» Material provided
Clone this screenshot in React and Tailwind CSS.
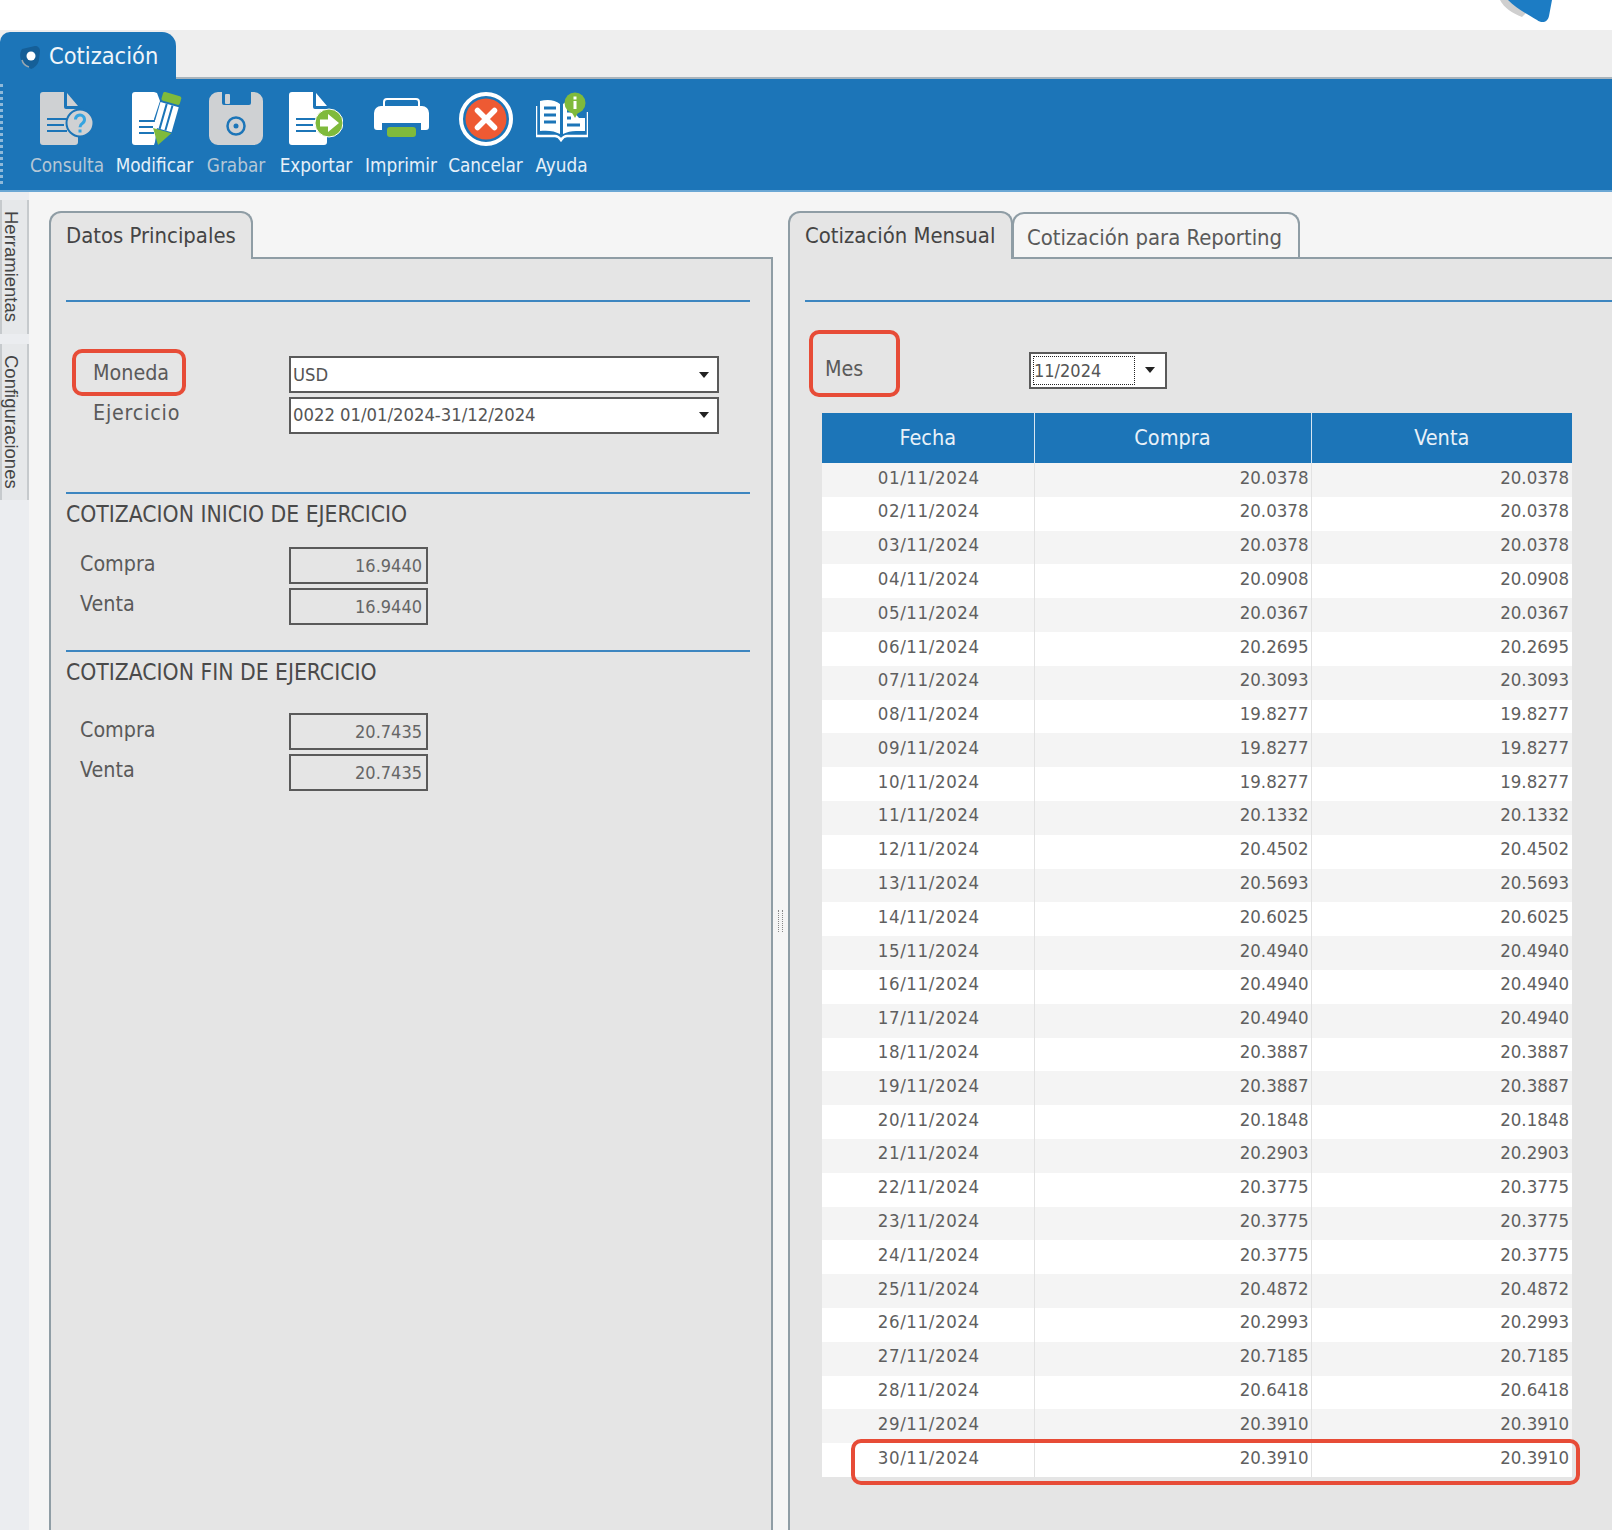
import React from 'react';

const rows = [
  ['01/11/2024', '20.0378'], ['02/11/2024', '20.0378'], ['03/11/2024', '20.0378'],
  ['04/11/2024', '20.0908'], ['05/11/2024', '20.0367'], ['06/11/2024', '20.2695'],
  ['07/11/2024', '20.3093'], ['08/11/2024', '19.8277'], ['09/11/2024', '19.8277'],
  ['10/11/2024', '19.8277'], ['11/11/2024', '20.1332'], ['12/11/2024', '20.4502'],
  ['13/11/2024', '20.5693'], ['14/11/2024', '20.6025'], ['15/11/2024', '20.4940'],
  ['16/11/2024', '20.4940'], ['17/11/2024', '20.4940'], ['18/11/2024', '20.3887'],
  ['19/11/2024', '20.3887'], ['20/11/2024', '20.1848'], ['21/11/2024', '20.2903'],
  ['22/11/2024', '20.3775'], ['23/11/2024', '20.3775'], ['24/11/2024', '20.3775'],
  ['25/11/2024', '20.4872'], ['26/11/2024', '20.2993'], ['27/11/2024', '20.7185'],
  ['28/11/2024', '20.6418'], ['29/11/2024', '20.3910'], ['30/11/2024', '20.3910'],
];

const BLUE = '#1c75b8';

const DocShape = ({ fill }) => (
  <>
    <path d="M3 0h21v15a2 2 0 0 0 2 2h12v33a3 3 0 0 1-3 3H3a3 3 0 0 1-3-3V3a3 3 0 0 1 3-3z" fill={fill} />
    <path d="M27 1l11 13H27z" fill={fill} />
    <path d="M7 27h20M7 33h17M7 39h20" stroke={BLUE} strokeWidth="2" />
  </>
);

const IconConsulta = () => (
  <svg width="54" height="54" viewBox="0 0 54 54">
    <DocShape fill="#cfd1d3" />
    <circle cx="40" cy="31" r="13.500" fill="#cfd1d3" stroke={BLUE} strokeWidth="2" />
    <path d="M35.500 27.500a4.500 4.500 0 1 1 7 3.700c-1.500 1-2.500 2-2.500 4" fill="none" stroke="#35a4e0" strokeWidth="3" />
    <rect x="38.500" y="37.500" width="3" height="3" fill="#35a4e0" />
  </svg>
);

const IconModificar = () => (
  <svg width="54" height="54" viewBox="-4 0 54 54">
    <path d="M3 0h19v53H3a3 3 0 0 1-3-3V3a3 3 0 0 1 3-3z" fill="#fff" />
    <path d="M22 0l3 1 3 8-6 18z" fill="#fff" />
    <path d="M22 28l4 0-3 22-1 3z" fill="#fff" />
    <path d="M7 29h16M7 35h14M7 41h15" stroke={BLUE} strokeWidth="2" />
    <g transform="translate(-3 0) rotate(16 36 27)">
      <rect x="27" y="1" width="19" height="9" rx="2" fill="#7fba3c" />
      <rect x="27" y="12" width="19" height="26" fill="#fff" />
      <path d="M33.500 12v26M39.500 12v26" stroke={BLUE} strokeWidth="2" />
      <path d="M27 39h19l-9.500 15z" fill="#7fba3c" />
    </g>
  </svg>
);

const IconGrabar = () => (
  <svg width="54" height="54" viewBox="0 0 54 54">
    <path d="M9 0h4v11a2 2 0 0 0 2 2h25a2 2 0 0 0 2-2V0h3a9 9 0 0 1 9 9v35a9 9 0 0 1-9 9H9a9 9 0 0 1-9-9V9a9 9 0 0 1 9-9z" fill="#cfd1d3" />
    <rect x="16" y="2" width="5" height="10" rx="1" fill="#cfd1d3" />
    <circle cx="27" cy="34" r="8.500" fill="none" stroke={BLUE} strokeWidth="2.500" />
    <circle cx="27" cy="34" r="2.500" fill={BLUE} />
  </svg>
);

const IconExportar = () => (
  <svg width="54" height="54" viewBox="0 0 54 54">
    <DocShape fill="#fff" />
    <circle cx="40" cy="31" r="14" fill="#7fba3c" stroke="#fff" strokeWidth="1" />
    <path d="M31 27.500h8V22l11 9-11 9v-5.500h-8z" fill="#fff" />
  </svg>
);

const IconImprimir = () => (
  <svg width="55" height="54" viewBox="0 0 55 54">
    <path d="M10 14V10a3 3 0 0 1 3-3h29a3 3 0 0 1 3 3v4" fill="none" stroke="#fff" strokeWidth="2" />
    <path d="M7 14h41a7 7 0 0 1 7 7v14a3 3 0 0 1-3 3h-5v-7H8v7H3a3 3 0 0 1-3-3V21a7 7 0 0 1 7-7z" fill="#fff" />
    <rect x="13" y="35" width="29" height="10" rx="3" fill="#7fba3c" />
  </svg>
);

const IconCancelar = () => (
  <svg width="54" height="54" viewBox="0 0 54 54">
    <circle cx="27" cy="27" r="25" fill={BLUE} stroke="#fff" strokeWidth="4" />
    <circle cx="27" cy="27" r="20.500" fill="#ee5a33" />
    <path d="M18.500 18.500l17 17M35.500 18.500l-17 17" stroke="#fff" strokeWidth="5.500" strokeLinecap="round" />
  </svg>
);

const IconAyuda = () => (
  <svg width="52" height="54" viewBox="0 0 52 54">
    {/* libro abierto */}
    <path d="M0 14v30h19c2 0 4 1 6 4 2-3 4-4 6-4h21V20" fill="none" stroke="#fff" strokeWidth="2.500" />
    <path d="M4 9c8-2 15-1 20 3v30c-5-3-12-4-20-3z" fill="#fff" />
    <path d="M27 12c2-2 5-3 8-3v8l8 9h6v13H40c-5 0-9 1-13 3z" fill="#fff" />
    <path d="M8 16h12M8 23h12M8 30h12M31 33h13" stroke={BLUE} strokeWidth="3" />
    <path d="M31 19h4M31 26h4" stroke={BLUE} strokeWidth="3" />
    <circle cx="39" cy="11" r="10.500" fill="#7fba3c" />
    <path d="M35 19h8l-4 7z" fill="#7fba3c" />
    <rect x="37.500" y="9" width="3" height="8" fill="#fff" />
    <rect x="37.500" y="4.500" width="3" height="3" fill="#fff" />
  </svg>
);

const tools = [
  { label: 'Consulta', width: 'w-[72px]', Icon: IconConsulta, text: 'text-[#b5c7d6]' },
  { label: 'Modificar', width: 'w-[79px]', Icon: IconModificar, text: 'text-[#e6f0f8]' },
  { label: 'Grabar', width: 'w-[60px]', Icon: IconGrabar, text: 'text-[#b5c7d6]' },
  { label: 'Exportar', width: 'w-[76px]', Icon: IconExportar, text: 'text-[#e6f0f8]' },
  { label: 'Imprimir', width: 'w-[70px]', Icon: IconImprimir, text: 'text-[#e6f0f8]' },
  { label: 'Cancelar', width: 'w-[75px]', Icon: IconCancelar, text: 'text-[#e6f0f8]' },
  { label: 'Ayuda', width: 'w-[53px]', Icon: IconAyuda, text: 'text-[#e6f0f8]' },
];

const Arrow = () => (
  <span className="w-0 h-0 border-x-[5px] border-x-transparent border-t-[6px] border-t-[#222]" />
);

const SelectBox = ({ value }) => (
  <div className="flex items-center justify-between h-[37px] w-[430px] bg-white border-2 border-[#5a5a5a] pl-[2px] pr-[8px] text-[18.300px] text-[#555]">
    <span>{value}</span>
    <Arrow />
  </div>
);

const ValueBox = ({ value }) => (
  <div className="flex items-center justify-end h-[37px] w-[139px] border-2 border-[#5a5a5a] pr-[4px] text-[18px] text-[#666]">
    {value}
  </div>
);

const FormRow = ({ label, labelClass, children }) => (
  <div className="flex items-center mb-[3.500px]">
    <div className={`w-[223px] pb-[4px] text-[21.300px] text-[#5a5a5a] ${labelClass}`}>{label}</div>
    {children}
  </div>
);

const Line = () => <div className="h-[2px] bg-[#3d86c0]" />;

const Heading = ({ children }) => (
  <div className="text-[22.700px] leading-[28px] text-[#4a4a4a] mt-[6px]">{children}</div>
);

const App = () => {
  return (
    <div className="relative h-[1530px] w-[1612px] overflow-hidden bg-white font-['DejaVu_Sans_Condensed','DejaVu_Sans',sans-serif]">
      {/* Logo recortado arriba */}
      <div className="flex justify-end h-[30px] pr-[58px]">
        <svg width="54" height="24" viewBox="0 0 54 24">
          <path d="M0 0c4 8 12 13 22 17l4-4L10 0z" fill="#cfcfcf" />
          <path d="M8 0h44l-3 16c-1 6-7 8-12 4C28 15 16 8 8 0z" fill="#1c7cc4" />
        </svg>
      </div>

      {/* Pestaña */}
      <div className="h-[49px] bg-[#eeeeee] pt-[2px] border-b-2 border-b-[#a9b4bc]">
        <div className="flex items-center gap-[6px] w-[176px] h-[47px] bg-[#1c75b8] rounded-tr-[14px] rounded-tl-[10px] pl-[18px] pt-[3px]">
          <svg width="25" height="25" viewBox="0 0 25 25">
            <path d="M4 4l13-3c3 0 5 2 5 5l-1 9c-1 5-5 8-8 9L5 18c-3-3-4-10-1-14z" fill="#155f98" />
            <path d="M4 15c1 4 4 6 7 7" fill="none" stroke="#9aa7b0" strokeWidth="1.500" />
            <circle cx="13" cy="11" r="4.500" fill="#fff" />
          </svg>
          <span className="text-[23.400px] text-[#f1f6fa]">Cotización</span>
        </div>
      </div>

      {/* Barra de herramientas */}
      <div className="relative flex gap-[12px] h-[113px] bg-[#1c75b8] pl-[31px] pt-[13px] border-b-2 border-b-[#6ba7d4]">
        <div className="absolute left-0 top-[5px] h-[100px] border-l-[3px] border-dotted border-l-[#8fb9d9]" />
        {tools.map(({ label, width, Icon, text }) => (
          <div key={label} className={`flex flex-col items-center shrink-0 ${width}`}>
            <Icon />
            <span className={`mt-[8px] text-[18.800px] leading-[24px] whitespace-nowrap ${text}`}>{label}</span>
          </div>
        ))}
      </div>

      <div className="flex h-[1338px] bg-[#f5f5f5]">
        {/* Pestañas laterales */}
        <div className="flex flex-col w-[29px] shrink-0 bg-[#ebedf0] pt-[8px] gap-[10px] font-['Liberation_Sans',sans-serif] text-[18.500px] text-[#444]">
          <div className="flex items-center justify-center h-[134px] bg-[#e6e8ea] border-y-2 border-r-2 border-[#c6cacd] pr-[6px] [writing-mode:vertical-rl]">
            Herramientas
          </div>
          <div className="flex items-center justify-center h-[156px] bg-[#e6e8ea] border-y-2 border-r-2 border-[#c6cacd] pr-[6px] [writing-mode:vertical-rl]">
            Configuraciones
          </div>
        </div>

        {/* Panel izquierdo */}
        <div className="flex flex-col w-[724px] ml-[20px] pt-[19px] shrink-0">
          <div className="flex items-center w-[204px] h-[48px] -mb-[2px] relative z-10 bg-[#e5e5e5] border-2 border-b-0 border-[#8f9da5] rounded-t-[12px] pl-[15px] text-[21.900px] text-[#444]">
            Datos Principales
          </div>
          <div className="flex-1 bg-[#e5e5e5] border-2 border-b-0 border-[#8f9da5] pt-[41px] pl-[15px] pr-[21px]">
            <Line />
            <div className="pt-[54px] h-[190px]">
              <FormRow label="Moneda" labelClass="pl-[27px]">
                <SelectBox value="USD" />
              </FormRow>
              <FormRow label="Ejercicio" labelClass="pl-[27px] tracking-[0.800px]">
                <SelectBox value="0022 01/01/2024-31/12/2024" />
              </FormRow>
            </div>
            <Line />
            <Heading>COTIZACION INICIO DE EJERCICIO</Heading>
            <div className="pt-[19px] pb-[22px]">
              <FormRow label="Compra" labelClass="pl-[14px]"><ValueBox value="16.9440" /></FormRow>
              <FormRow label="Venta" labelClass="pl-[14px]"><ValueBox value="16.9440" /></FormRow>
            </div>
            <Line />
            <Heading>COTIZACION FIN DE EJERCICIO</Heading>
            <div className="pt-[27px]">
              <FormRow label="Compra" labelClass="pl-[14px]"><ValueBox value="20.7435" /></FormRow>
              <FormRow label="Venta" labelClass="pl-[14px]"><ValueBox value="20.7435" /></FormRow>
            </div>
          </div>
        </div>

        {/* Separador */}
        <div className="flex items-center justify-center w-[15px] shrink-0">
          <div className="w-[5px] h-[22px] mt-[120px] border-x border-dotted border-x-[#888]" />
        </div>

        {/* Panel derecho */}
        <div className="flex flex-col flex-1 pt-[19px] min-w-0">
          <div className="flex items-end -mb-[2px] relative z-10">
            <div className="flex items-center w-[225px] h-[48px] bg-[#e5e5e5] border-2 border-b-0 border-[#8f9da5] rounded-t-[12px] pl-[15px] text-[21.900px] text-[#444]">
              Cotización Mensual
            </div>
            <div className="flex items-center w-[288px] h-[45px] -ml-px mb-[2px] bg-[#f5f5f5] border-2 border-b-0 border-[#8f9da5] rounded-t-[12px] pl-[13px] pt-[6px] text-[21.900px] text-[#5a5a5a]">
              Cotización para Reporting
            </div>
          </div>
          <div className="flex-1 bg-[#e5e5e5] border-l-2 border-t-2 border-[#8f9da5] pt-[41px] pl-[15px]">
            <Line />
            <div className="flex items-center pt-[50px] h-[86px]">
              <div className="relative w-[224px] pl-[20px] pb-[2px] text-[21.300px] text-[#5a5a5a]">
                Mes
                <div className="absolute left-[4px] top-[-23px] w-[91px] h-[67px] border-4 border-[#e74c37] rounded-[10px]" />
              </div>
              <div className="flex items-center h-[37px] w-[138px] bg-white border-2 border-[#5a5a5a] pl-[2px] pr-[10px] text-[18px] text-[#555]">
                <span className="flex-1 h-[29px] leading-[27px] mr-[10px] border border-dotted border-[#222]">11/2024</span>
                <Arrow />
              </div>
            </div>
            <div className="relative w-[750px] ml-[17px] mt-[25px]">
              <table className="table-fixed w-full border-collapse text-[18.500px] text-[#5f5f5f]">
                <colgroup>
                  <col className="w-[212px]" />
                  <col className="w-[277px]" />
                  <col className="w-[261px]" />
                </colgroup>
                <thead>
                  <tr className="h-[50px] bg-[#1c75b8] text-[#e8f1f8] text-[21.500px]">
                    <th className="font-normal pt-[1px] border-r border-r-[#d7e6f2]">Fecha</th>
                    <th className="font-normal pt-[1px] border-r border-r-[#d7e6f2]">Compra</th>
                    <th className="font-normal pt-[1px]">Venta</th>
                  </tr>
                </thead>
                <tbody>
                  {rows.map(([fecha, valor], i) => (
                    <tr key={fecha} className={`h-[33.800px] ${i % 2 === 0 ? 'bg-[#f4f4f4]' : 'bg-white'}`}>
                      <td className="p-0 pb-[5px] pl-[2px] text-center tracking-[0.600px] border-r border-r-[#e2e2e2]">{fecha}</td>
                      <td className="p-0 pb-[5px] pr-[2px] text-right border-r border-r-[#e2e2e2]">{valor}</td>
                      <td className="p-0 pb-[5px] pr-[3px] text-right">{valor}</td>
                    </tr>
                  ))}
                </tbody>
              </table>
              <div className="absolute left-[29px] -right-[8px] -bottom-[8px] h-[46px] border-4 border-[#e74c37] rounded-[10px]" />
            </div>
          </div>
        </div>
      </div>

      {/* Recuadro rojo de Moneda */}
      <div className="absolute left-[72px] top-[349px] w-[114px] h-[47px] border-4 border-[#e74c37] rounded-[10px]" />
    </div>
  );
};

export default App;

» Task instructions
Read the lines above. Gather those in which the string "React" is found.

» Written solution
Clone this screenshot in React and Tailwind CSS.
import React from 'react';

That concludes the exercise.